William Lee Irwin III wrote:
>> This has no effect but to artificially constrain the interface. There
>> is no a priori reason to avoid the use of install_page() to deposit
>> mappings to normal pages in VM_RESERVED vmas. It's only the reverse
>> being "banned" here. Similar comments also apply to zap_pte().

On Thu, Jun 23, 2005 at 08:32:05PM +1000, Nick Piggin wrote:
> No, install_page is playing with the page (eg. page_add_file_rmap)
> which is explicity banned even before my PageReserved removal. It
> is unclear that this ever safely worked for normal pages, and will
> hit NULL page dereferences if trying to do it with iomem.

You are going on about the fact that install_page() can't be used on
memory outside mem_map[] as it requires a page structure, and can't be
used on reserved pages because page_add_file_rmap() will BUG. This case
is not being discussed.

The issue at stake is inserting normal pages into a VM_RESERVED vma.
These will arise as e.g. kernel-allocated buffers managed by normal
reference counting. remap_pfn_range() can't do it; it refuses to
operate on "valid memory". install_page() now won't do it; it refuses
to touch a VM_RESERVED vma. So this creates a giant semantic hole,
and potentially breaks working code (i.e. if you were going to do
this you would need not only a replacement but also a sweep to adjust
all the drivers doing it or prove their nonexistence).
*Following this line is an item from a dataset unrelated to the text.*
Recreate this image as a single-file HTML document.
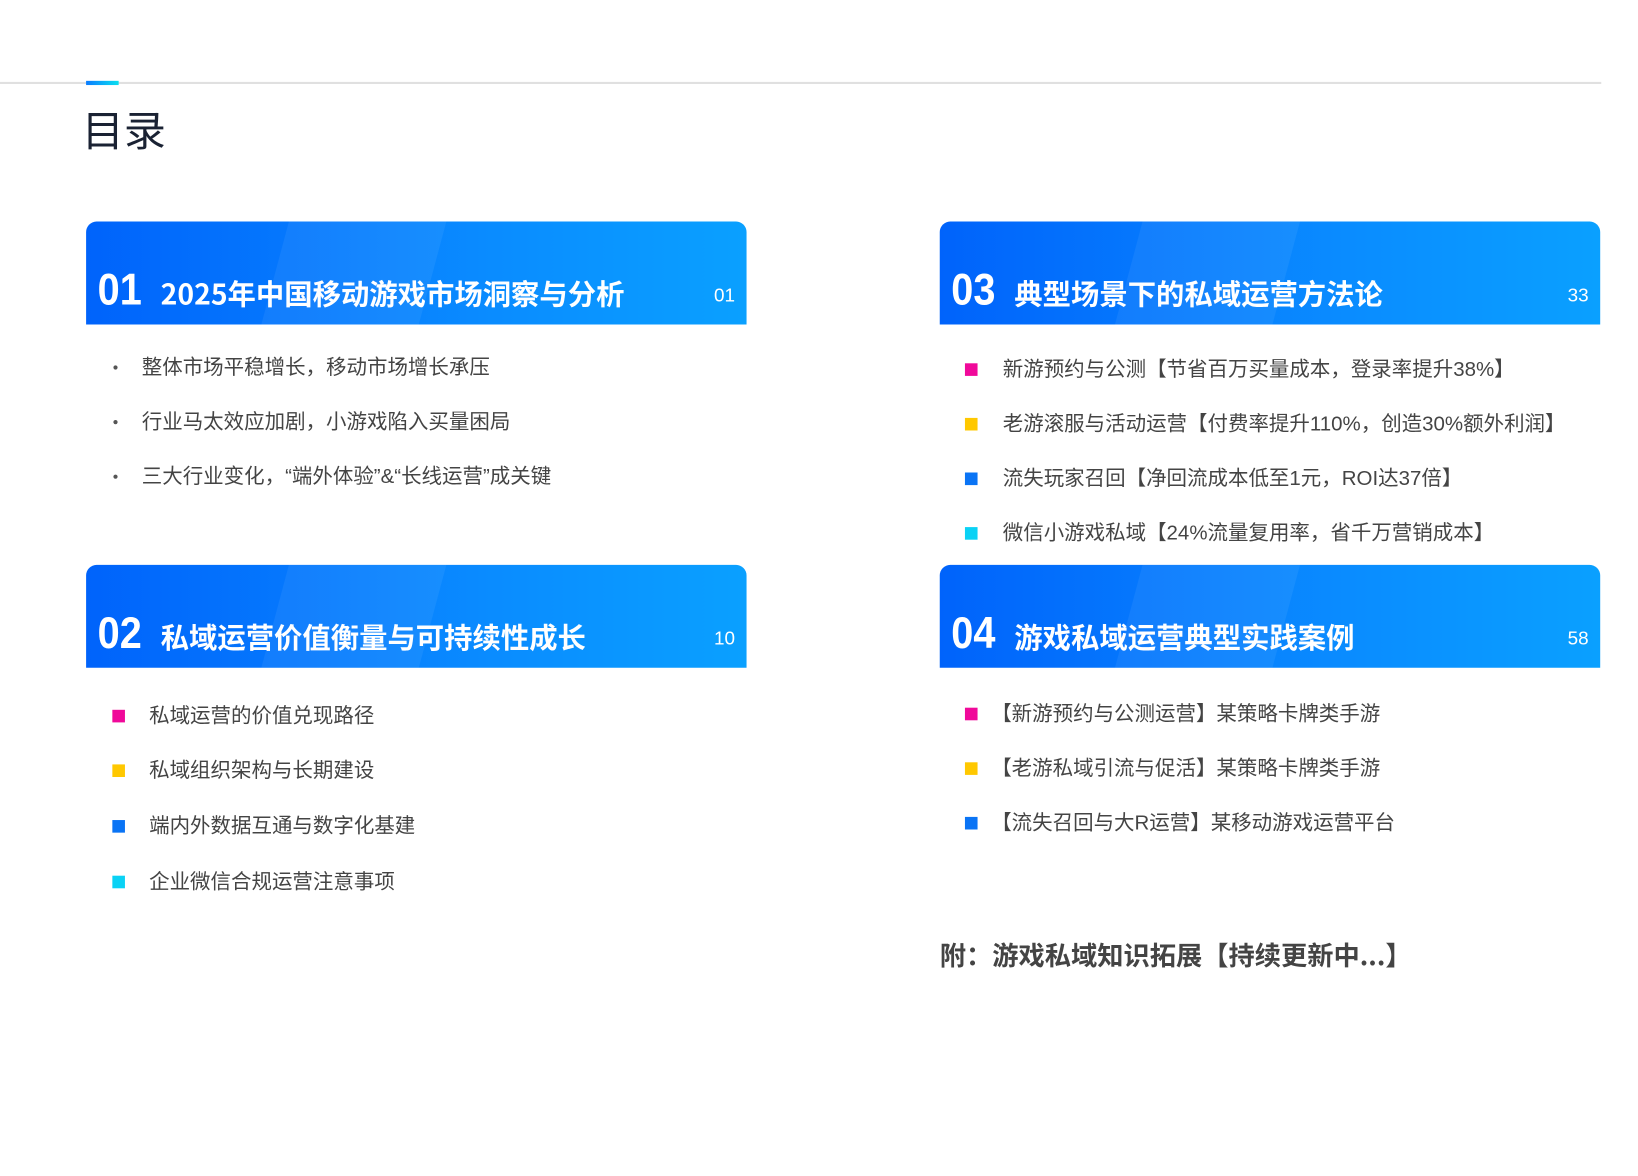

William Lee Irwin III wrote:
>> An answer should be devised for this. My numerous SCSI CD-ROM devices
>> (I have 5 across several different machines of several different arches)
>> are rather unlikely to be happy with /* FIXME: XXX ... as an answer.

On Thu, Jun 23, 2005 at 08:32:05PM +1000, Nick Piggin wrote:
> The worst it will do is dirty a VM_RESERVED page. So it is going
> to work unless you're thinking about doing something crazy like
> mmap /dev/mem and send your CDROM some pages from there. But yeah,
> I have to find someone who knows what they're doing to look at this.
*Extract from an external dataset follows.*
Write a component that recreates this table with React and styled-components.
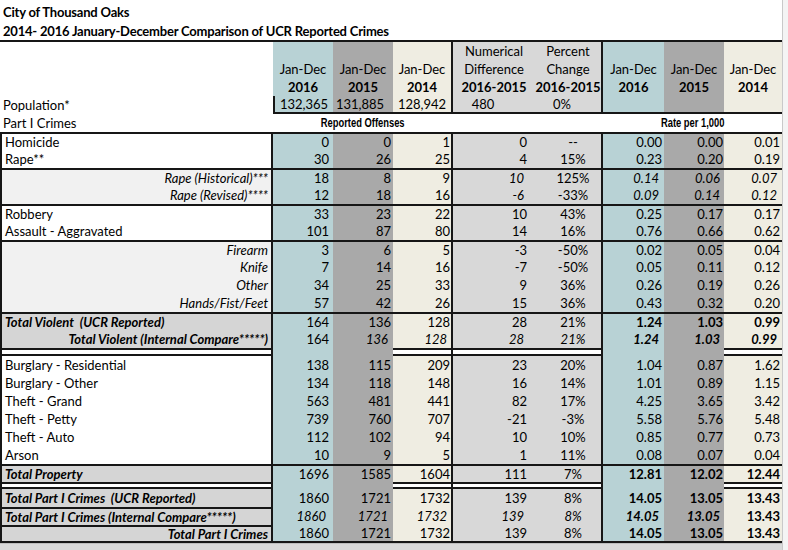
import React from 'react';
import styled, { createGlobalStyle } from 'styled-components';

const C = {
  teal: '#b8d2d5',
  gray: '#a9a9a9',
  cream: '#efede2',
  lg: '#d8d8d8',
  sub: '#f1f1f1',
  tot: '#d5d5d5',
  white: '#ffffff',
};
const LINE = '2px solid #161616';
const COLS = '273px 60px 60px 60px 82px 68px 61px 60px 58px';
const COL_BG = [C.white, C.teal, C.gray, C.cream, C.lg, C.lg, C.teal, C.gray, C.cream];
const GAP_BG = [C.white, C.teal, C.gray, C.white, C.white, C.white, C.teal, C.gray, C.white];
const PAD = [3, 4, 2, 1, 8, 0, 2, 1, 2];

const Global = createGlobalStyle`
  html, body { margin: 0; padding: 0; background: #fff; }
  body { font-family: Lato, "Liberation Sans", sans-serif; font-size: 13px; color: #000; }
`;

const Page = styled.div`
  width: 788px;
  height: 550px;
  overflow: hidden;
  display: flex;
  background: #fff;
`;
const Main = styled.div`
  width: 782px;
  display: flex;
  flex-direction: column;
`;
const Edge = styled.div`
  flex: 1;
  border-left: 1px solid #c9c9c9;
  background: #f4f4f4;
`;
const Titles = styled.header`
  box-sizing: border-box;
  height: 42px;
  padding: 3px 0 0 3px;
  font-weight: 700;
  line-height: 19px;
  letter-spacing: -0.2px;
  border-bottom: ${LINE};
`;
const Sheet = styled.div`
  display: flex;
  flex-direction: column;
`;
const Bottom = styled.div`
  flex: 1;
  background: #d9d9d9;
  border-top: 1px solid #bdbdbd;
`;
const Row = styled.div`
  display: grid;
  grid-template-columns: ${COLS};
  height: ${(p) => p.$h || 18}px;
`;
const Cell = styled.div`
  box-sizing: border-box;
  min-width: 0;
  overflow: hidden;
  white-space: pre;
  display: flex;
  align-items: center;
  justify-content: ${(p) => p.$justify || 'flex-end'};
  grid-column: ${(p) => (p.$span ? `span ${p.$span}` : 'auto')};
  background: ${(p) => p.$bg};
  padding: 0 ${(p) => p.$pr || 0}px 0 ${(p) => p.$pl || 0}px;
  font-style: ${(p) => (p.$i ? 'italic' : 'normal')};
  font-weight: ${(p) => (p.$b ? 700 : 400)};
  border-top: ${(p) => (p.$bt ? LINE : '0')};
  border-bottom: ${(p) => (p.$bb ? LINE : '0')};
  border-left: ${(p) => (p.$bl ? LINE : '0')};
  border-right: ${(p) => (p.$br ? LINE : '0')};
`;
const Narrow = styled.span`
  display: inline-block;
  font-family: "Liberation Sans", Arial, sans-serif;
  font-weight: 700;
  font-size: 12px;
  transform: scaleX(0.78);
  letter-spacing: 0;
`;

const v = (x, f = '') => ({ x, i: f.includes('i'), b: f.includes('b') });
const n = (...xs) => xs.map((x) => (typeof x === 'object' ? x : v(x)));

const BODY = [
  { label: 'Homicide', top: 'full', vals: n(0, 0, 1, 0, '--', '0.00', '0.00', '0.01') },
  { label: 'Rape**', vals: n(30, 26, 25, 4, '15%', '0.23', '0.20', '0.19') },
  { label: 'Rape (Historical)***', kind: 'sub', top: 'full', vals: n(18, 8, 9, v(10, 'i'), '125%', v('0.14', 'i'), v('0.06', 'i'), v('0.07', 'i')) },
  { label: 'Rape (Revised)****', kind: 'sub', vals: n(12, 18, 16, v(-6, 'i'), '-33%', v('0.09', 'i'), v('0.14', 'i'), v('0.12', 'i')) },
  { label: 'Robbery', top: 'full', vals: n(33, 23, 22, 10, '43%', '0.25', '0.17', '0.17') },
  { label: 'Assault - Aggravated', vals: n(101, 87, 80, 14, '16%', '0.76', '0.66', '0.62') },
  { label: 'Firearm', kind: 'sub', top: 'full', vals: n(3, 6, 5, -3, '-50%', '0.02', '0.05', '0.04') },
  { label: 'Knife', kind: 'sub', vals: n(7, 14, 16, -7, '-50%', '0.05', '0.11', '0.12') },
  { label: 'Other', kind: 'sub', vals: n(34, 25, 33, 9, '36%', '0.26', '0.19', '0.26') },
  { label: 'Hands/Fist/Feet', kind: 'sub', vals: n(57, 42, 26, 15, '36%', '0.43', '0.32', '0.20') },
  { label: 'Total Violent  (UCR Reported)', kind: 'total', top: 'full', vals: n(164, 136, 128, 28, '21%', v('1.24', 'b'), v('1.03', 'b'), v('0.99', 'b')) },
  { label: 'Total Violent (Internal Compare*****)', kind: 'total', right: true, vals: n(164, v(136, 'i'), v(128, 'i'), v(28, 'i'), v('21%', 'i'), v('1.24', 'bi'), v('1.03', 'bi'), v('0.99', 'bi')) },
  { gap: true, h: 8 },
  { label: 'Burglary - Residential', vals: n(138, 115, 209, 23, '20%', '1.04', '0.87', '1.62') },
  { label: 'Burglary - Other', vals: n(134, 118, 148, 16, '14%', '1.01', '0.89', '1.15') },
  { label: 'Theft - Grand', vals: n(563, 481, 441, 82, '17%', '4.25', '3.65', '3.42') },
  { label: 'Theft - Petty', vals: n(739, 760, 707, -21, '-3%', '5.58', '5.76', '5.48') },
  { label: 'Theft - Auto', vals: n(112, 102, 94, 10, '10%', '0.85', '0.77', '0.73') },
  { label: 'Arson', vals: n(10, 9, 5, 1, '11%', '0.08', '0.07', '0.04') },
  { label: 'Total Property', kind: 'total', top: 'full', vals: n(1696, 1585, 1604, 111, '7%', v('12.81', 'b'), v('12.02', 'b'), v('12.44', 'b')) },
  { gap: true, h: 7 },
  { label: 'Total Part I Crimes  (UCR Reported)', kind: 'total', vals: n(1860, 1721, 1732, 139, '8%', v('14.05', 'b'), v('13.05', 'b'), v('13.43', 'b')) },
  { label: 'Total Part I Crimes (Internal Compare*****)', kind: 'total', top: 'label', vals: n(v(1860, 'i'), v(1721, 'i'), v(1732, 'i'), v(139, 'i'), v('8%', 'i'), v('14.05', 'bi'), v('13.05', 'bi'), v('13.43', 'b')) },
  { label: 'Total Part I Crimes', kind: 'total', top: 'label', right: true, last: true, vals: n(1860, 1721, 1732, 139, '8%', v('14.05', 'b'), v('13.05', 'b'), v('13.43', 'b')) },
];

const vRule = (c) => c === 3 || c === 5;

function HeaderRow({ texts, bold }) {
  return (
    <Row>
      {COL_BG.map((bg, c) => (
        <Cell key={c} $bg={bg} $justify="center" $b={bold} $br={vRule(c)}>
          {texts[c] || ''}
        </Cell>
      ))}
    </Row>
  );
}

function PopulationRow() {
  const vals = ['Population*', '132,365', '131,885', '128,942', '480', '0%', '', '', ''];
  return (
    <Row>
      {COL_BG.map((bg, c) => (
        <Cell
          key={c}
          $bg={bg}
          $justify={c === 0 ? 'flex-start' : 'center'}
          $pl={c === 0 ? 3 : 0}
          $pr={c === 4 ? 22 : c === 5 ? 12 : c === 2 ? 6 : 0}
          $bl={c === 1}
          $bb={c > 0}
          $br={vRule(c)}
        >
          {vals[c]}
        </Cell>
      ))}
    </Row>
  );
}

function SectionRow() {
  return (
    <Row>
      <Cell $bg={C.white} $justify="flex-start" $pl={3}>Part I Crimes</Cell>
      <Cell $bg={C.white} $span={3} $justify="center">
        <Narrow>Reported Offenses</Narrow>
      </Cell>
      <Cell $bg={C.white} $span={2} />
      <Cell $bg={C.white} $span={3} $justify="center">
        <Narrow>Rate per 1,000</Narrow>
      </Cell>
    </Row>
  );
}

function GapRow({ h }) {
  return (
    <Row $h={h}>
      {GAP_BG.map((bg, c) => {
        const ruled = bg === C.white;
        return (
          <Cell
            key={c}
            $bg={bg}
            $bt={ruled}
            $bb={ruled}
            $bl={c === 0}
            $br={c === 0 || vRule(c)}
          />
        );
      })}
    </Row>
  );
}

function DataRow({ row }) {
  const labelBg = row.kind === 'sub' ? C.sub : row.kind === 'total' ? C.tot : C.white;
  const right = row.kind === 'sub' || row.right;
  const full = row.top === 'full';
  return (
    <Row>
      <Cell
        $bg={labelBg}
        $justify={right ? 'flex-end' : 'flex-start'}
        $pl={3}
        $pr={3}
        $i={row.kind === 'sub' || row.kind === 'total'}
        $b={row.kind === 'total'}
        $bt={full || row.top === 'label'}
        $bb={row.last}
        $bl
        $br
      >
        {row.label}
      </Cell>
      {row.vals.map((val, k) => {
        const c = k + 1;
        return (
          <Cell
            key={c}
            $bg={COL_BG[c]}
            $justify={c === 5 ? 'center' : 'flex-end'}
            $pr={PAD[c] + (val.i && c !== 5 ? 3 : 0)}
            $pl={c === 5 ? 10 : 0}
            $i={val.i}
            $b={val.b}
            $bt={full}
            $bb={row.last}
            $br={vRule(c)}
          >
            {String(val.x)}
          </Cell>
        );
      })}
    </Row>
  );
}

export default function App() {
  return (
    <Page>
      <Global />
      <Main>
        <Titles>
          <div>City of Thousand Oaks</div>
          <div>2014- 2016 January-December Comparison of UCR Reported Crimes</div>
        </Titles>
        <Sheet>
          <HeaderRow texts={['', '', '', '', 'Numerical', 'Percent']} />
          <HeaderRow texts={['', 'Jan-Dec', 'Jan-Dec', 'Jan-Dec', 'Difference', 'Change', 'Jan-Dec', 'Jan-Dec', 'Jan-Dec']} />
          <HeaderRow bold texts={['', '2016', '2015', '2014', '2016-2015', '2016-2015', '2016', '2015', '2014']} />
          <PopulationRow />
          <SectionRow />
          {BODY.map((row, idx) =>
            row.gap ? <GapRow key={idx} h={row.h} /> : <DataRow key={idx} row={row} />
          )}
        </Sheet>
        <Bottom />
      </Main>
      <Edge />
    </Page>
  );
}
Then you should replace FIXME: XXX with this explanation. By and large
the presence of "FIXME: XXX" is a sign there is a gigantic hole in the
code. It should definitely not be done with new code, but rather,
exclusively confined to documenting discoveries of preexisting brokenness.
After all, if a patch is introducing broken code, why would we merge it?
Best to adjust the commentary and avoid that question altogether.

There are actually larger questions about this than the reserved page
handling. If e.g. pagecache pages need to be dirtied the raw bitflag
toggling is probably not how it should be done.
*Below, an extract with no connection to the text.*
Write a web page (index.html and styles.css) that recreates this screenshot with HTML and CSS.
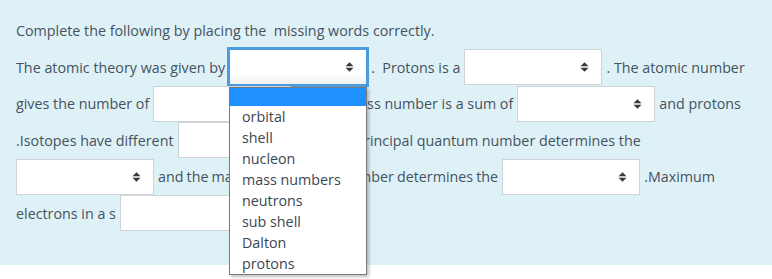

William Lee Irwin III wrote:
>> snd_malloc_pages() marks all pages it allocates PG_reserved. This
>> merits some commentary, and likely the removal of the superfluous
>> PG_reserved usage.

On Thu, Jun 23, 2005 at 08:32:05PM +1000, Nick Piggin wrote:
> Sure, but not in this patch. The aim here is just to eliminate special
> casing of refcounting. Other PG_reserved usage can stay around for the
> moment (and is actually good for catching errors).

Unfortunately for this scheme, it's very much a case of putting the
cart before the horse. PG_reserved is toggled at random in this driver
after this change, to no useful effect (debugging or otherwise). And
this really goes for the whole affair. Diddling the core first is just
going to create bugs. Converting the users first is the way these
things need to be done. When complete, nothing needs the core flags
twiddling anymore and you just nuke the flag twiddling from the core.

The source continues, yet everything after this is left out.